Medical: Money spent on healthcare and medical services

Merchant fees: Amounts paid for processing payments

Office Supplies & Stationery: Money spent on office items such as teas & coffee, cleaning supplies, staples, paper, pens and office snacks

Packaging Amounts spent on packaging services and materials

Professional Fees: Money spent on any professionals, such as accountants, tax specialists, lawyers, doctors and/or other service providers

Rent: The rent you pay for your office space, warehousing, storage, facilities etc

Refundable Deposits: A refundable deposit paid temporarily to secure products or services

Refunds: Money refunded back to customers for returned products and/or services

Repairs & Maintenance: Amounts spent on repairing and maintaining business machinery, computers, hardware etc

Salaries & Wages: Money paid to your employees and/or directors for their work

Software & Subscriptions: Monthly or annual fees for software and subscriptions, like your favourite accounting software 😉

Solar & Renewable Energy: Money spent on things like solar panels, inverters, solar batteries and other green energy solutions etc for your business

Training & Education: Any money spent on business-related training, courses and educational studies

Travel: Money spent on business-related travel like flights, transport, meals, accommodation etc

Utilities: Money spent on electricity, water, waste disposal, heating, and sewage

Vehicles: Amount spent on running and maintaining a business car, van, trailer and other vehicles. If you buy a vehicle for your business, this is a business asset

Non Tax-deductible business expense categories

Fines & Penalties: Any fines or penalties paid for any damages your business has caused or law violations

Tax: Income tax or tax return payments

VAT: Value-added tax (VAT) is a tax added to most products and services you buy from VAT-registered businesses

Loan repayments: Money you spend to pay back business loans, overdrafts or credit

Drawings: Any money that is taken from your business account for personal use

Investments: Investments made into assets or other businesses

Interest Capitalised: Interest charged on business loans and credit

How to track your business expenses

1. Record expenses as soon as possible

Tracking your business expenses should become a habit. Make it part of your day-to-day workflow and you’re less likely to miss expenses and spend hours trying to catch up on weeks or months of expenses.

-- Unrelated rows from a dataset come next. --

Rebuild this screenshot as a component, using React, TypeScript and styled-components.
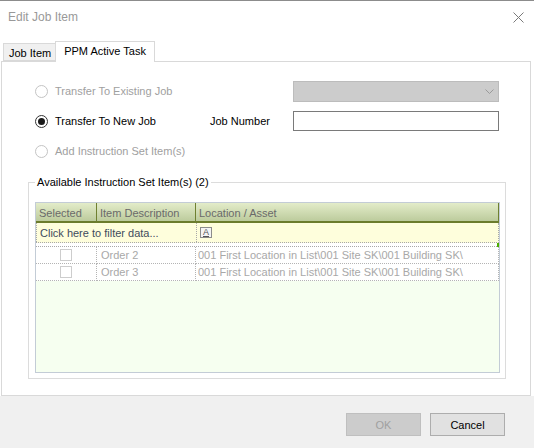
import React from "react";
import styled, { createGlobalStyle } from "styled-components";

const GlobalStyle = createGlobalStyle`
  html, body {
    margin: 0;
    padding: 0;
    background: #ffffff;
  }
  body {
    font-family: "Liberation Sans", Arial, sans-serif;
    font-size: 11px;
    color: #000000;
  }
`;

const Window = styled.div`
  width: 534px;
  height: 448px;
  box-sizing: border-box;
  border-top: 1px solid #8c8c8c;
  display: flex;
  flex-direction: column;
  background: #ffffff;
  overflow: hidden;
`;

const TitleBar = styled.div`
  height: 32px;
  display: flex;
  align-items: center;
  justify-content: space-between;
  padding: 0 10px 0 8px;
`;

const Title = styled.span`
  font-size: 12px;
  color: #999999;
`;

const CloseButton = styled.span`
  display: flex;
  width: 11px;
  height: 11px;
`;

const TabStrip = styled.div`
  height: 28px;
  display: flex;
  align-items: flex-end;
  padding-left: 3px;
`;

const Tab = styled.div<{ $active?: boolean }>`
  box-sizing: border-box;
  height: ${(p) => (p.$active ? "21px" : "18px")};
  padding: ${(p) => (p.$active ? "3px 8px 0 8px" : "3px 4px 0 5px")};
  margin-left: ${(p) => (p.$active ? "-1px" : "0")};
  margin-bottom: ${(p) => (p.$active ? "-1px" : "0")};
  position: relative;
  z-index: ${(p) => (p.$active ? 1 : 0)};
  border: 1px solid #d9d9d9;
  border-bottom: ${(p) => (p.$active ? "none" : "1px solid #d9d9d9")};
  background: ${(p) => (p.$active ? "#ffffff" : "#f0f0f0")};
  font-size: 11px;
  line-height: 13px;
  white-space: nowrap;
`;

const Panel = styled.div`
  box-sizing: border-box;
  margin-left: 1px;
  width: 530px;
  height: 335px;
  border: 1px solid #d9d9d9;
  background: #ffffff;
  display: flex;
  flex-direction: column;
`;

const Options = styled.div`
  display: grid;
  grid-template-columns: 175px 83px 206px;
  grid-auto-rows: 20px;
  row-gap: 10px;
  margin: 19px 0 0 33px;
  align-items: center;
`;

const RadioRow = styled.label<{ $disabled?: boolean }>`
  display: flex;
  align-items: center;
  gap: 7px;
  color: ${(p) => (p.$disabled ? "#a0a0a0" : "#000000")};
  white-space: nowrap;
`;

const RadioDot = styled.span<{ $checked?: boolean; $disabled?: boolean }>`
  box-sizing: border-box;
  width: 13px;
  height: 13px;
  border-radius: 50%;
  border: 1px solid ${(p) => (p.$disabled ? "#c4c4c4" : "#333333")};
  background: #ffffff;
  display: flex;
  align-items: center;
  justify-content: center;

  &::after {
    content: "";
    width: 7px;
    height: 7px;
    border-radius: 50%;
    background: ${(p) => (p.$checked ? "#1a1a1a" : "transparent")};
  }
`;

const FieldLabel = styled.span`
  color: #000000;
`;

const Combo = styled.div`
  box-sizing: border-box;
  height: 21px;
  border: 1px solid #bcbcbc;
  background: #cccccc;
  display: flex;
  align-items: center;
  justify-content: flex-end;
  padding-right: 4px;
`;

const TextBox = styled.input`
  box-sizing: border-box;
  height: 20px;
  width: 206px;
  margin: 0;
  border: 1px solid #7a7a7a;
  background: #ffffff;
  outline: none;
`;

const Group = styled.fieldset`
  box-sizing: border-box;
  margin: 15px 0 0 26px;
  width: 478px;
  height: 203px;
  padding: 0 5px 5px 6px;
  border: 1px solid #dcdcdc;
`;

const GroupTitle = styled.legend`
  padding: 0 2px;
  font-size: 11px;
  line-height: 13px;
  color: #000000;
`;

const Grid = styled.div`
  box-sizing: border-box;
  margin-top: 13px;
  height: 171px;
  border: 1px solid #c3ccd6;
  background: #f6fff0;
  display: flex;
  flex-direction: column;
`;

const GridRow = styled.div`
  display: grid;
  grid-template-columns: 61px 99px 1fr;
`;

const HeaderCell = styled.div`
  box-sizing: border-box;
  height: 20px;
  padding: 3px 0 0 3px;
  border-right: 1px solid #6f8030;
  border-bottom: 2px solid #6b7c2c;
  background: linear-gradient(#e3ecc9, #bccb9c);
  color: #6a6a6a;
  line-height: 14px;
  white-space: nowrap;
`;

const FilterRow = styled.div`
  display: grid;
  grid-template-columns: 160px 1fr;
  height: 19px;
  background: #fefedc;
  border-bottom: 1px dotted #a8a8a8;
  border-right: 1px dotted #a8a8a8;
`;

const FilterCell = styled.div`
  display: flex;
  align-items: center;
  padding-left: 3px;
  border-left: 1px dotted #a8a8a8;
  color: #3e4c5c;
  white-space: nowrap;
`;

const FilterIcon = styled.span`
  box-sizing: border-box;
  width: 12px;
  height: 11px;
  border: 1px solid #8c8c8c;
  background: #f4f4f4;
  font-size: 9px;
  line-height: 9px;
  text-align: center;
  text-decoration: underline;
  color: #555555;
`;

const Spacer = styled.div`
  height: 3px;
  background: #ffffff;
  border-bottom: 1px dotted #a8a8a8;
  display: flex;
  justify-content: flex-end;
`;

const Marker = styled.span`
  width: 2px;
  height: 4px;
  background: #4caf00;
`;

const Cell = styled.div<{ $center?: boolean; $pad?: number }>`
  box-sizing: border-box;
  height: 17px;
  display: flex;
  align-items: center;
  justify-content: ${(p) => (p.$center ? "center" : "flex-start")};
  padding-left: ${(p) => p.$pad ?? 0}px;
  background: #ffffff;
  border-right: 1px dotted #b4b4b4;
  border-bottom: 1px dotted #b4b4b4;
  color: #a8a8a8;
  white-space: nowrap;
  overflow: hidden;
`;

const CheckBox = styled.span`
  box-sizing: border-box;
  width: 12px;
  height: 12px;
  border: 1px solid #cdcdcd;
  background: #ffffff;
`;

const Footer = styled.div`
  flex: 1;
  background: #f0f0f0;
  display: flex;
  justify-content: flex-end;
  align-items: flex-start;
  gap: 9px;
  padding: 17px 29px 0 0;
`;

const Button = styled.button<{ $disabled?: boolean }>`
  box-sizing: border-box;
  width: 75px;
  height: 23px;
  margin: 0;
  padding: 0;
  font-family: "Liberation Sans", Arial, sans-serif;
  font-size: 11px;
  border: 1px solid ${(p) => (p.$disabled ? "#bfbfbf" : "#adadad")};
  background: ${(p) => (p.$disabled ? "#cccccc" : "#e1e1e1")};
  color: ${(p) => (p.$disabled ? "#a0a0a0" : "#000000")};
`;

const rows = [
  { name: "Order 2", location: "001 First Location in List\\001 Site SK\\001 Building SK\\" },
  { name: "Order 3", location: "001 First Location in List\\001 Site SK\\001 Building SK\\" },
];

export default function App() {
  return (
    <>
      <GlobalStyle />
      <Window>
        <TitleBar>
          <Title>Edit Job Item</Title>
          <CloseButton>
            <svg width="11" height="11" viewBox="0 0 11 11">
              <path d="M0.5 0.5 L10.5 10.5 M10.5 0.5 L0.5 10.5" stroke="#7a7a7a" strokeWidth="1" />
            </svg>
          </CloseButton>
        </TitleBar>

        <TabStrip>
          <Tab>Job Item</Tab>
          <Tab $active>PPM Active Task</Tab>
        </TabStrip>

        <Panel>
          <Options>
            <RadioRow $disabled>
              <RadioDot $disabled />
              Transfer To Existing Job
            </RadioRow>
            <span />
            <Combo>
              <svg width="9" height="5" viewBox="0 0 9 5">
                <polyline points="0.5,0.5 4.5,4.5 8.5,0.5" fill="none" stroke="#9a9a9a" strokeWidth="1" />
              </svg>
            </Combo>

            <RadioRow>
              <RadioDot $checked />
              Transfer To New Job
            </RadioRow>
            <FieldLabel>Job Number</FieldLabel>
            <TextBox />

            <RadioRow $disabled>
              <RadioDot $disabled />
              Add Instruction Set Item(s)
            </RadioRow>
          </Options>

          <Group>
            <GroupTitle>Available Instruction Set Item(s) (2)</GroupTitle>
            <Grid>
              <GridRow>
                <HeaderCell>Selected</HeaderCell>
                <HeaderCell>Item Description</HeaderCell>
                <HeaderCell>Location / Asset</HeaderCell>
              </GridRow>
              <FilterRow>
                <FilterCell>Click here to filter data...</FilterCell>
                <FilterCell>
                  <FilterIcon>A</FilterIcon>
                </FilterCell>
              </FilterRow>
              <Spacer>
                <Marker />
              </Spacer>
              {rows.map((r) => (
                <GridRow key={r.name}>
                  <Cell $center>
                    <CheckBox />
                  </Cell>
                  <Cell $pad={4}>{r.name}</Cell>
                  <Cell $pad={2}>{r.location}</Cell>
                </GridRow>
              ))}
            </Grid>
          </Group>
        </Panel>

        <Footer>
          <Button $disabled>OK</Button>
          <Button>Cancel</Button>
        </Footer>
      </Window>
    </>
  );
}
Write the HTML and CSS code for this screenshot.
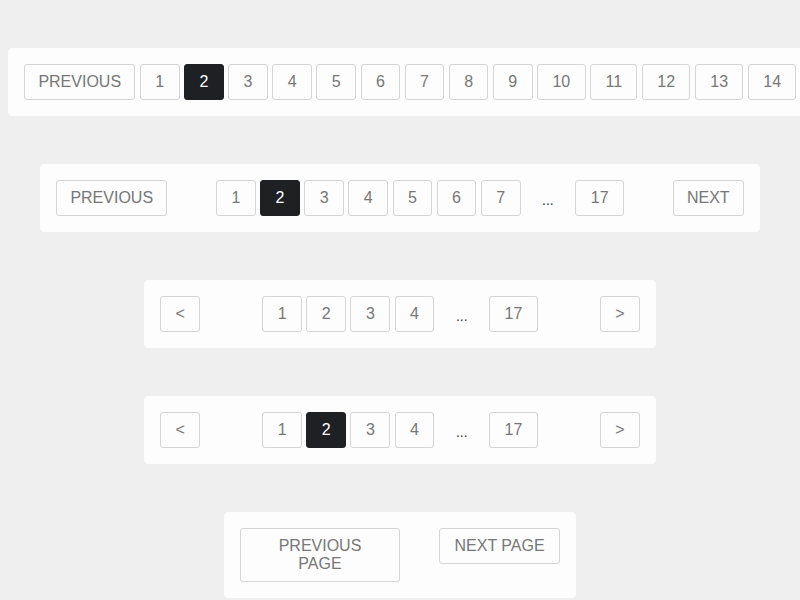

2. Information your expenses need to have

  • The correct expense category like Office Supplies, Furniture, Internet & Phone etc
  • A small description of what you paid for (this is to help you remember what the expense was for)
  • The total expense amount
  • The date you paid for the expense
  • How you paid for the expense (the account you used to pay or cash)
  • The supplier or name of the company/person you paid

3. Keep your receipts and supplier invoices

A file can work but scanning or taking photos of your receipts and/or invoices and keeping digital copies makes storing that much easier. Receipts and invoices must show the items that were purchased and the total amount paid - a card machine slip just doesn't cut it.

4. Make use of great accounting software (wink wink 😉)

Using accounting software, like stub 😉, to track your business expenses can simplify and automate your expense tracking process. Have a view of all your expenses in one place, get insights on how you’re doing, as well as generate important reports, like an expense report and Profit & Loss statement.

Using your personal bank account to run your business?

Are you running your business through your personal bank account? That’s ok, for now, but it does make things a little bit more complicated and you could get confused between what is a personal or business expense which can lead to tax issues. Not something we ever want. So if you are on the fence about whether or not to open a business bank account, we would highly suggest you do!

Any personal expenses cannot be included as a business expense and need to be categorised as a personal expense so it does not get included in your deductible business expenses.